Well I gotta go thanks you 2 for the comments please nobody don't worrry 2 much i'm just a bit lost that's all
lost where! that's what i'd love to know!!
To anyone who wants to know what Valerie has to say it's quite a lot, mostly here at Anna's blog
This is a v good post explaining how heroin works. ie that almost no crime is caused BY heroin itself (unlike alcohol, crack) but in order to GET heroin etc etc.
Valerie is real! Some old bitch in Melbourne already WAS supplying half the country. Or a tiny fraction of the country, nobody knows...
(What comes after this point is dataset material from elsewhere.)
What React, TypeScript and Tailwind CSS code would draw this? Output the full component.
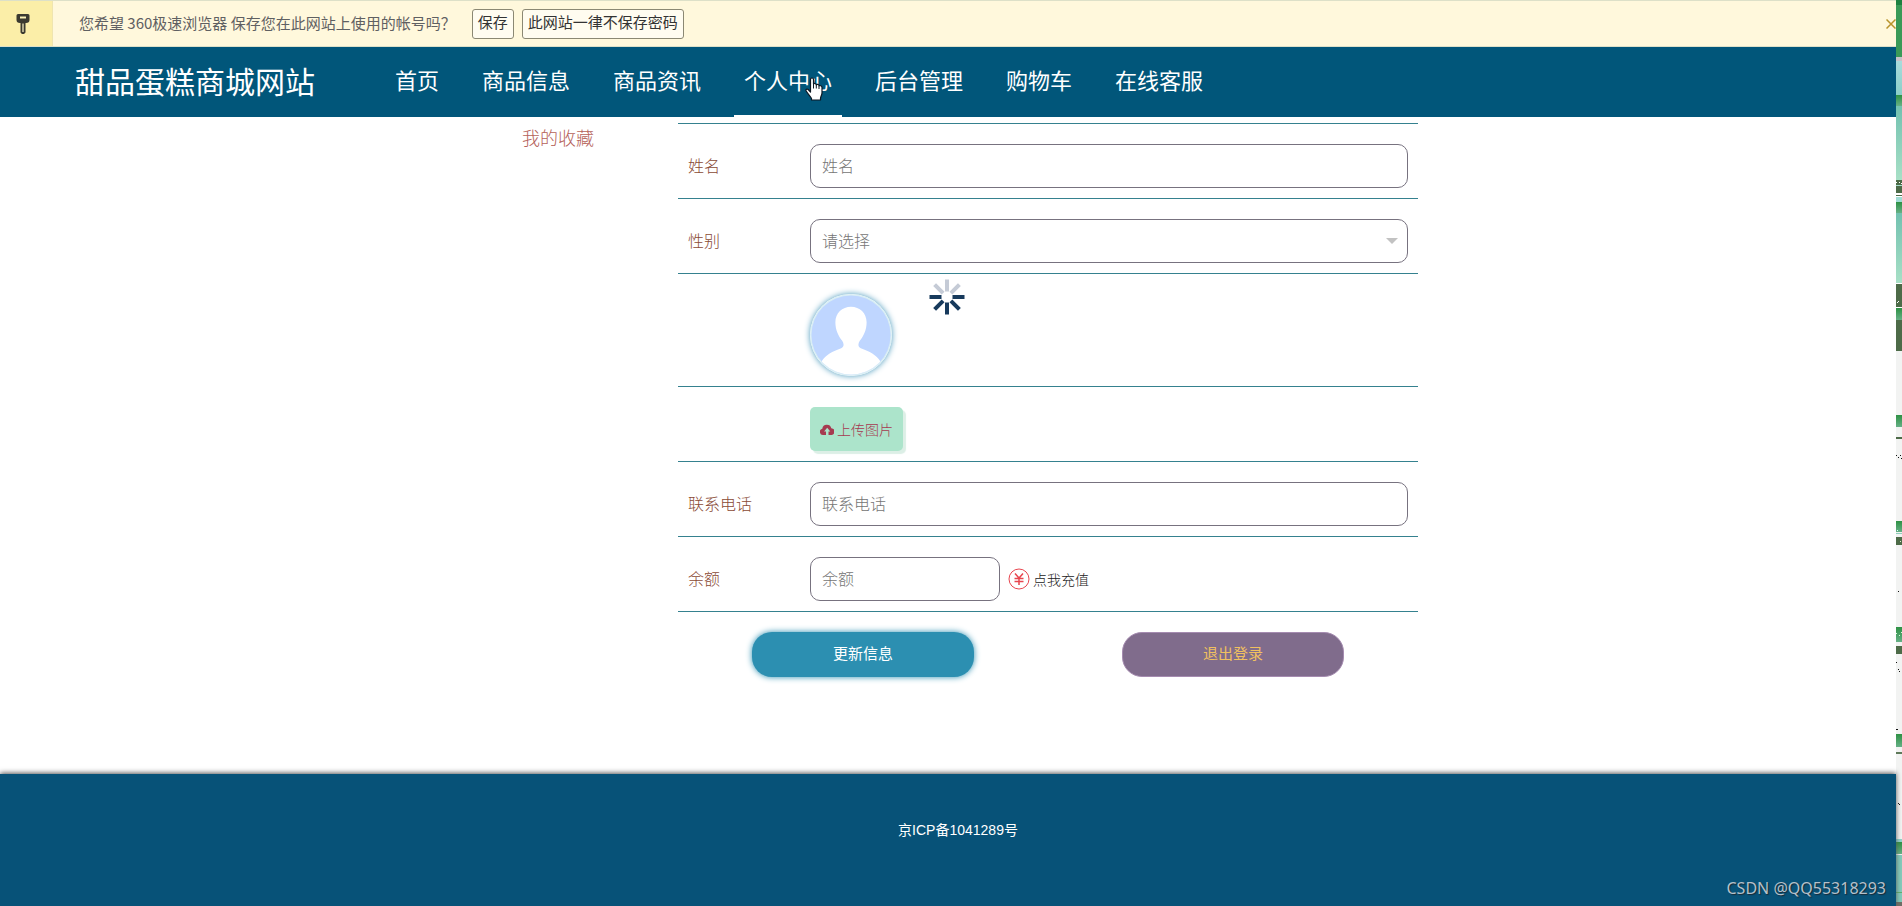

1351 most horrific chemist trip ever spent entire time writing plea for help note to dr/worker ni head but it was full of expletives. Everyone is looking and talking about me I would have started a huge fight if I had challenged 2 black boys for swearing at me. Yeah I know it is paranoiia but it is still happening I feel totally fucking out of it I am not going to even try to sleep though I know this is what I should do my head is going about 5000 miles an hour hey i'm not hearing voices. music stopped it. i cannot walk, open anything, do anything without the fucking object talking at me e.g. the shower saying paradise paradise what the fuck am i meant to do i am not going down the fuckign nuthouse no way, if i go there i will go on monday i don't know if i can last till then i feel fucking terrible/desperate/weird/up cracked out of my head have had no crack except £5 on Sun/Mon early hours. Before that nothing for weeks unless i have such bad amnesia i do not know what i am doing. and i don't know what i am doing what am i doing ?? what?
??
? im still posting this what teh fuck
everything sounds so LOUD
i have to sleep
maybe it will all be gone by whenever it is nearly 2pm i have not bothered to sleep i cannot sleep i cannot sleep i migt die if i sleep
o just shuttup you crazy fucker
you see now i don't want to post this. bc people reading this. i[m ok im ok im not ok i dont know what am i supposed to do???